Compliance and resiliency are just part of the message. As a platform taking on the extreme use case of a geographically distributed ACID transaction database, Cockroach Labs needs to shine a spotlight on the use cases to raise awareness that these databases are not just for the Googles of the world. And to that challenge, the cloud should play a key enabling role.

Here's how. Geographically replicated databases are implicitly tied to the cloud because, in all practicality, IT organizations with the budgets to build out global clusters from scratch are likely to be few and far between. While CockroachDB supports deployment on-premises, the majority of its customers are managing their installs in the cloud.
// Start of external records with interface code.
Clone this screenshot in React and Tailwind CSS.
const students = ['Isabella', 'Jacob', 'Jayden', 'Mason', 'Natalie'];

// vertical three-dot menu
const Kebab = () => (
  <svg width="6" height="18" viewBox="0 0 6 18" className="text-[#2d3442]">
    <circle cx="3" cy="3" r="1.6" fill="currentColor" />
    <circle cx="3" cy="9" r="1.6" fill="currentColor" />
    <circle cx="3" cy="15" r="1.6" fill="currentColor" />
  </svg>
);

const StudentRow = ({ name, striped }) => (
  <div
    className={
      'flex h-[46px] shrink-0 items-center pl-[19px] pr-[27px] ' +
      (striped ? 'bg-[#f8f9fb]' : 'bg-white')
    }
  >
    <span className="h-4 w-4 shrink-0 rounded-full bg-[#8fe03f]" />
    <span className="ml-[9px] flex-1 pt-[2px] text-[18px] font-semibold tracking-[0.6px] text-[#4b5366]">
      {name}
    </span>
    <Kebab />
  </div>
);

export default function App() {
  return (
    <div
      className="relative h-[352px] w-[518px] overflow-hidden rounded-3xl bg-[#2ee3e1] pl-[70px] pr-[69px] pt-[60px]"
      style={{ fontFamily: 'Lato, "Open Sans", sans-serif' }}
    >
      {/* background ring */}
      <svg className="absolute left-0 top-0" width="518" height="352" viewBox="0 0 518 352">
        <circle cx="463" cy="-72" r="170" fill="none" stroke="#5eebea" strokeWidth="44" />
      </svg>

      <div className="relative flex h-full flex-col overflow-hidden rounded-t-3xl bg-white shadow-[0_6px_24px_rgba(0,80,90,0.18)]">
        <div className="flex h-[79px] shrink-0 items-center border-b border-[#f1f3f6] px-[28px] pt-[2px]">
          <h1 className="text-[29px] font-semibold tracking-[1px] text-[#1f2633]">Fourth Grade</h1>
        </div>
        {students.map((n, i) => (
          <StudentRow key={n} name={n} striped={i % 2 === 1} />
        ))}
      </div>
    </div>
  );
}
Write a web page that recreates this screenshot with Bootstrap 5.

Overcoming the perception that geographically distributed databases only serve a narrow audience will require opening of a managed cloud database service that developers can spin upon demand. Admittedly, mounting a managed service is a tall order as it is in effect an addition to the product portfolio that adds management and deployment automation features, not in the base product, not to mention dedicating resources for those 3am phone calls. That can be a heavier lift for independent providers who lack the deep pockets of the AWSs, Azures, or GCPs of the world. Cockroach Labs does offer a managed service of its own database, currently on AWS and Google Cloud, but we hope that its post-funding investment plans will include opening a self-service offering that would make it accessible to a wider audience.